> **DATA IN THIS EXERCISE**:

* Begin *

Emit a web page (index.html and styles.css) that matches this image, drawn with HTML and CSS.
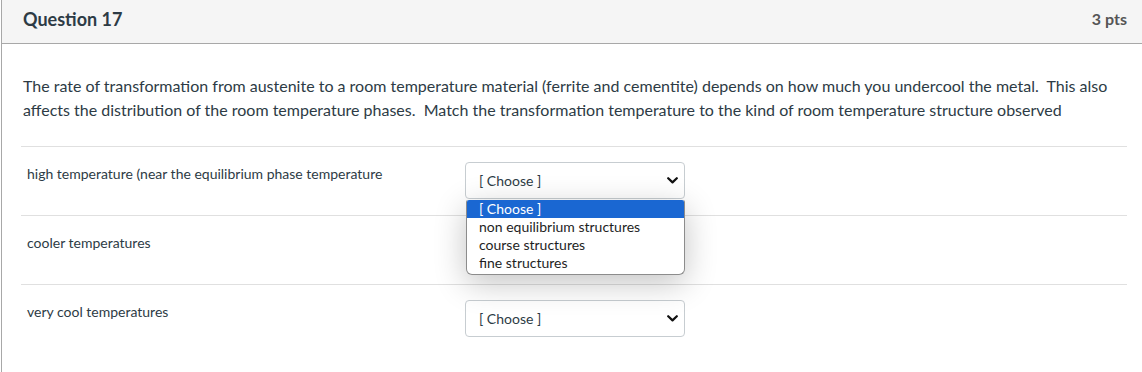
FILE: index.html
```html
<!DOCTYPE html>
<html lang="en">
<head>
  <meta charset="UTF-8">
  <title>Question 17</title>
  <link rel="stylesheet" href="styles.css">
</head>
<body>
  <div class="question">
    <div class="header">
      <span class="name">Question 17</span>
      <span class="points">3 pts</span>
    </div>
    <div class="content">
      <p class="text">The rate of transformation from austenite to a room temperature material (ferrite and cementite) depends on how much you undercool the metal.&nbsp; This also affects the distribution of the room temperature phases.&nbsp; Match the transformation temperature to the kind of room temperature structure observed</p>

      <div class="answer">
        <div class="label">high temperature (near the equilibrium phase temperature</div>
        <div class="select-wrap">
          <div class="select">
            <span>[ Choose ]</span>
            <svg class="chevron" width="11" height="7" viewBox="0 0 11 7"><path d="M1.2 1.2 L5.5 5.4 L9.8 1.2" fill="none" stroke="#111" stroke-width="2.2" stroke-linecap="round" stroke-linejoin="round"/></svg>
          </div>
          <div class="dropdown">
            <div class="option selected">[ Choose ]</div>
            <div class="option">non equilibrium structures</div>
            <div class="option">course structures</div>
            <div class="option">fine structures</div>
          </div>
        </div>
      </div>

      <div class="answer">
        <div class="label">cooler temperatures</div>
        <div class="select-wrap">
          <!-- covered by the open list above -->
          <div class="select covered">
            <span>[ Choose ]</span>
            <svg class="chevron" width="11" height="7" viewBox="0 0 11 7"><path d="M1.2 1.2 L5.5 5.4 L9.8 1.2" fill="none" stroke="#111" stroke-width="2.2" stroke-linecap="round" stroke-linejoin="round"/></svg>
          </div>
        </div>
      </div>

      <div class="answer">
        <div class="label">very cool temperatures</div>
        <div class="select-wrap">
          <div class="select">
            <span>[ Choose ]</span>
            <svg class="chevron" width="11" height="7" viewBox="0 0 11 7"><path d="M1.2 1.2 L5.5 5.4 L9.8 1.2" fill="none" stroke="#111" stroke-width="2.2" stroke-linecap="round" stroke-linejoin="round"/></svg>
          </div>
        </div>
      </div>
    </div>
  </div>
</body>
</html>
```

FILE: styles.css
```css
body {
  margin: 0;
  font-family: Lato, "Open Sans", sans-serif;
  color: #2d3b45;
  background: #fff;
  overflow: hidden;
}
.question {
  margin-left: 1px;
  border-left: 1px solid #a8a8a8;
  height: 372px;
}
.header {
  display: flex;
  justify-content: space-between;
  align-items: center;
  height: 43px;
  padding: 0 15px 0 21px;
  background: #f5f5f5;
  border-bottom: 1px solid #a8a8a8;
}
.name {
  font-size: 18px;
  font-weight: bold;
  color: #2d3b45;
  margin-top: -5px;
}
.points {
  font-size: 16px;
  font-weight: bold;
  color: #555;
  margin-top: -6px;
}
.content {
  padding: 0 15px 0 19px;
}
.text {
  margin: 0;
  padding: 30px 2px 24px 2px;
  font-size: 16px;
  line-height: 24px;
  border-bottom: 1px solid #e0e0e0;
}
.answer {
  display: flex;
  padding: 15px 0 16px 6px;
  border-bottom: 1px solid #e0e0e0;
}
.answer:last-child {
  border-bottom: none;
}
.label {
  width: 438px;
  font-size: 14px;
  line-height: 20px;
  margin-top: 2px;
}
.select-wrap {
  position: relative;
}
.select {
  box-sizing: border-box;
  display: flex;
  justify-content: space-between;
  align-items: center;
  width: 220px;
  height: 37px;
  padding: 0 6px 0 13px;
  font-size: 14px;
  background: #fff;
  border: 1px solid #c7cdd1;
  border-radius: 4px;
}
.select.covered {
  visibility: hidden;
}
.dropdown {
  position: absolute;
  top: 38px;
  left: 1px;
  z-index: 2;
  box-sizing: border-box;
  width: 219px;
  padding-bottom: 2px;
  background: #fff;
  border: 1px solid #8c8c8c;
  border-top: none;
  border-radius: 2px 2px 6px 6px;
  box-shadow: 0 8px 32px rgba(0, 0, 0, 0.24);
  font-size: 14px;
}
.option {
  height: 18px;
  line-height: 18px;
  padding-left: 12px;
  color: #1e1e1e;
}
.option.selected {
  background: #1a67d2;
  color: #fff;
  border-radius: 2px 2px 0 0;
}
```
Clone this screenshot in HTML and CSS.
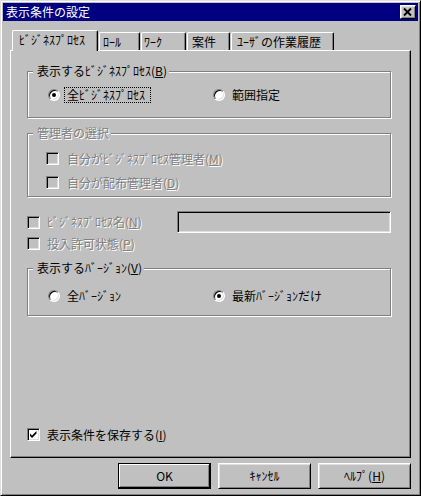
FILE: index.html
```html
<!DOCTYPE html>
<html lang="ja">
<head>
<meta charset="utf-8">
<title>表示条件の設定</title>
<link rel="stylesheet" href="styles.css">
</head>
<body>
<div class="window">
  <div class="titlebar">
    <span class="title">表示条件の設定</span>
    <span class="close">
      <svg width="12" height="10" viewBox="0 0 12 10"><path d="M2 1.5 L9 8.5 M9 1.5 L2 8.5" stroke="#000" stroke-width="1.8" fill="none"/></svg>
    </span>
  </div>
  <div class="body">
    <div class="tabs">
      <div class="tab active t1">ﾋﾞｼﾞﾈｽﾌﾟﾛｾｽ</div>
      <div class="tab t2">ﾛｰﾙ</div>
      <div class="tab t3">ﾜｰｸ</div>
      <div class="tab t4">案件</div>
      <div class="tab t5">ﾕｰｻﾞの作業履歴</div>
    </div>
    <div class="panel">
      <div class="group g1">
        <span class="legend">表示するﾋﾞｼﾞﾈｽﾌﾟﾛｾｽ(<u>B</u>)</span>
        <div class="opts">
          <div class="opt"><span class="radio on"></span><span class="lbl focus">全ﾋﾞｼﾞﾈｽﾌﾟﾛｾｽ</span></div>
          <div class="opt"><span class="radio"></span><span class="lbl">範囲指定</span></div>
        </div>
      </div>
      <div class="group g2">
        <span class="legend dis">管理者の選択</span>
        <div class="row sub"><span class="chk off"></span><span class="dis">自分がﾋﾞｼﾞﾈｽﾌﾟﾛｾｽ管理者(<u>M</u>)</span></div>
        <div class="row sub second"><span class="chk off"></span><span class="dis">自分が配布管理者(<u>D</u>)</span></div>
      </div>
      <div class="row rowname"><span class="chk off"></span><span class="dis">ﾋﾞｼﾞﾈｽﾌﾟﾛｾｽ名(<u>N</u>)</span><span class="textbox"></span></div>
      <div class="row rowperm"><span class="chk off"></span><span class="dis">投入許可状態(<u>P</u>)</span></div>
      <div class="group g3">
        <span class="legend">表示するﾊﾞｰｼﾞｮﾝ(<u>V</u>)</span>
        <div class="opts">
          <div class="opt"><span class="radio"></span><span class="lbl">全ﾊﾞｰｼﾞｮﾝ</span></div>
          <div class="opt"><span class="radio on"></span><span class="lbl">最新ﾊﾞｰｼﾞｮﾝだけ</span></div>
        </div>
      </div>
      <div class="row rowsave"><span class="chk"><svg width="9" height="9" viewBox="0 0 9 9"><path d="M1 3.5 L3 5.5 L7.5 1 L7.5 3.5 L3 8 L1 6 Z" fill="#000"/></svg></span><span>表示条件を保存する(<u>I</u>)</span></div>
    </div>
    <div class="buttons">
      <div class="btn default">OK</div>
      <div class="btn">ｷｬﾝｾﾙ</div>
      <div class="btn">ﾍﾙﾌﾟ(<u>H</u>)</div>
    </div>
  </div>
</div>
</body>
</html>
```
FILE: styles.css
```css
html, body {
  margin: 0;
  padding: 0;
  background: #c0c0c0;
}
body {
  font-family: "Noto Sans CJK JP", "Noto Sans", sans-serif;
  font-size: 12px;
  line-height: 14px;
  color: #000;
}
.window {
  box-sizing: border-box;
  width: 421px;
  height: 496px;
  border: 1px solid;
  border-color: #dfdfdf #000 #000 #dfdfdf;
  box-shadow: inset 1px 1px 0 #fff, inset -1px -1px 0 #808080;
  padding: 2px;
  background: #c0c0c0;
  display: flex;
  flex-direction: column;
}
.titlebar {
  height: 18px;
  flex: 0 0 18px;
  background: #000080;
  display: flex;
  align-items: center;
  padding-left: 3px;
  padding-right: 2px;
}
.title {
  color: #fff;
  flex: 1;
  line-height: 14px;
}
.close {
  box-sizing: border-box;
  width: 16px;
  height: 14px;
  background: #c0c0c0;
  border: 1px solid;
  border-color: #fff #000 #000 #fff;
  box-shadow: inset 1px 1px 0 #dfdfdf, inset -1px -1px 0 #808080;
  display: flex;
  align-items: center;
  justify-content: center;
}
.close svg { display: block; }
.body {
  flex: 1;
  display: flex;
  flex-direction: column;
  padding: 9px 7px 0 7px;
}
.tabs {
  height: 20px;
  display: flex;
  align-items: flex-end;
  padding-left: 2px;
  gap: 1px;
}
.tab {
  box-sizing: border-box;
  height: 18px;
  border-top: 1px solid #fff;
  border-left: 1px solid #fff;
  border-right: 1px solid #000;
  border-radius: 2px 2px 0 0;
  box-shadow: inset -1px 0 0 #808080;
  padding-left: 4px;
  padding-top: 2px;
  line-height: 14px;
  white-space: nowrap;
  background: #c0c0c0;
}
.tab.active {
  height: 21px;
  margin-bottom: -1px;
  position: relative;
  z-index: 1;
  padding-left: 6px;
  padding-top: 2px;
}
.t1 { width: 86px; }
.t2 { width: 41px; padding-left: 3px; }
.t3 { width: 45px; padding-left: 2px; }
.t4 { width: 43px; }
.t5 { width: 103px; padding-left: 5px; }
.panel {
  box-sizing: border-box;
  height: 408px;
  flex: 0 0 408px;
  border: 1px solid;
  border-color: #fff #000 #000 #fff;
  box-shadow: inset -1px -1px 0 #808080;
  padding: 20px 19px 0 16px;
  display: flex;
  flex-direction: column;
}
.group {
  position: relative;
  box-sizing: border-box;
  border: 1px solid #808080;
  box-shadow: 1px 1px 0 #fff, inset 1px 1px 0 #fff;
}
.legend {
  position: absolute;
  top: -8px;
  left: 5px;
  padding: 0 2px 0 4px;
  background: #c0c0c0;
  line-height: 14px;
  white-space: nowrap;
}
.g1 {
  height: 47px;
  padding-top: 15px;
}
.g2 {
  height: 64px;
  margin-top: 15px;
  padding-top: 18px;
  padding-left: 18px;
}
.g3 {
  height: 48px;
  margin-top: 18px;
  padding-top: 19px;
}
.opts {
  display: grid;
  grid-template-columns: 165px auto;
  padding-left: 20px;
}
.opt {
  display: flex;
  align-items: center;
  height: 16px;
}
.radio {
  box-sizing: border-box;
  width: 12px;
  height: 12px;
  flex: 0 0 12px;
  border-radius: 50%;
  border: 1px solid;
  border-color: #808080 #fff #fff #808080;
  box-shadow: inset 1px 1px 0 #000, inset -1px -1px 0 #dfdfdf;
  background: #fff;
  margin-right: 4px;
  display: flex;
  align-items: center;
  justify-content: center;
}
.radio.on::after {
  content: "";
  width: 4px;
  height: 4px;
  border-radius: 50%;
  background: #000;
}
.lbl {
  padding: 1px 3px;
  line-height: 14px;
  white-space: nowrap;
}
.focus {
  outline: 1px dotted #000;
  outline-offset: -1px;
  padding: 1px 6px 1px 3px;
}
.row {
  display: flex;
  align-items: center;
  white-space: nowrap;
}
.sub {
  height: 13px;
}
.sub .chk { margin-right: 8px; }
.sub.second { margin-top: 11px; }
.chk {
  box-sizing: border-box;
  width: 13px;
  height: 13px;
  flex: 0 0 13px;
  border: 1px solid;
  border-color: #808080 #fff #fff #808080;
  box-shadow: inset 1px 1px 0 #000, inset -1px -1px 0 #dfdfdf;
  background: #fff;
  margin-right: 7px;
  display: flex;
  align-items: center;
  justify-content: center;
}
.chk svg { display: block; }
.chk.off { background: #c0c0c0; }
.dis {
  color: #808080;
  text-shadow: 1px 1px 0 #fff;
}
.rowname {
  height: 22px;
  margin-top: 14px;
}
.textbox {
  box-sizing: border-box;
  margin-left: auto;
  width: 214px;
  height: 22px;
  border: 1px solid;
  border-color: #808080 #fff #fff #808080;
  box-shadow: inset 1px 1px 0 #000, inset -1px -1px 0 #dfdfdf;
  background: #c0c0c0;
}
.rowperm {
  height: 13px;
  margin-top: 4px;
}
.rowsave {
  height: 13px;
  margin-top: 112px;
}
.buttons {
  margin-top: 5px;
  display: flex;
  justify-content: flex-end;
  gap: 7px;
}
.btn {
  box-sizing: border-box;
  width: 93px;
  height: 26px;
  border: 1px solid;
  border-color: #fff #000 #000 #fff;
  box-shadow: inset 1px 1px 0 #dfdfdf, inset -1px -1px 0 #808080;
  display: flex;
  align-items: center;
  justify-content: center;
  line-height: 14px;
}
.btn.default {
  border-color: #000;
  box-shadow: inset -1px -1px 0 #000, inset 1px 1px 0 #fff, inset -2px -2px 0 #808080;
}
```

* End *

> **TASK INSTRUCTIONS**: From the listing above, pick out every line containing "index".

> **CORRECT RESPONSE**:
Emit a web page (index.html and styles.css) that matches this image, drawn with HTML and CSS.
FILE: index.html
  z-index: 2;
FILE: index.html
  z-index: 1;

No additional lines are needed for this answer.